I have 27 days and 27 nights left until my self-imposed deadline for completing my YA novel is upon me! The lack of hours isn't what's scaring me, though. It's the fact that my once sweet, simple love story has drifted over to the dark side and become something I hadn't seen coming. Which is ironic because the book's main theme is facing our fear of the unknown. And I've got some serious Unknown-O-Phobia right now. Isn't that like art imitating life imitating art or something? I don't know. Maybe I've been chewing on too many licorice sticks.
All I know is that these new ideas are popping out of my head and shooting through my fingers into the keyboard and splattering onto the computer screen and creating a story that is very different from the one that is so neatly outlined on my giant dry erase board. The story now has more tension, more adventure, more stakes, and more...well, um...freaky stuff. But, see, this didn't start out as a freaky story. And I didn't think I had it in me to write freaky stuff. Don't get me wrong...it's not like Saw or Halloween or The Strangers freaky stuff. It's more like "M. Night Shyamalan / I see dead people" weird stuff. And that kind of story excites me and creeps me out at the same time.
My dilemma now is...Do I continue on this Stephen King route? Or do I delete everything I've written in the last 48 diet coke-intoxicated hours and return to my Nicholas Sparks roots? It's a tough one. Sweet and simple? Or tense and freaky? Light and breezy? Doomed and dark? I'd like to think of myself as a pretty light and silly person. But, in truth, I tend to be drawn to darker books. For some reason, darker and more serious books make me think harder and stay with me longer than lighthearted books.

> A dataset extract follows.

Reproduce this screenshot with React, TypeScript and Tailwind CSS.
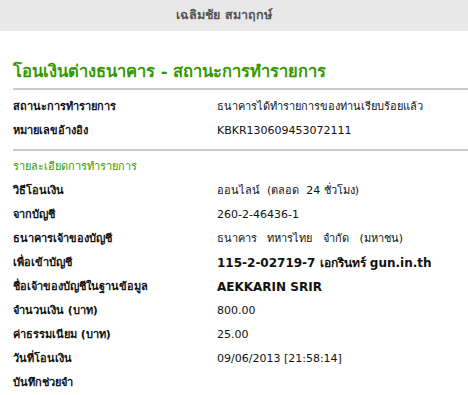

Of course, when I sprung these new ideas on my critique group partners yesterday, I think they were a little perplexed. The consensus was that while the new tone and plot points are certainly riveting, they don't fit with the original vision of the book. My problem is that the original vision was feeling a bit boring and stale to me, and the shake up injected new life into the story. And it's exciting to think of this novel as a new, never been done before, strange, but compelling (in a train wreck kind of way) project.
The artist in me tells me to take a risk and blow it out and go with the freaky-deaky flow. But the practical side of me tells me to keep it simple, stick to the vision and finish the sappy love story. Not sure. Maybe filling my body with more guar gum, red dye and artificial carmel coloring will give me some clarity.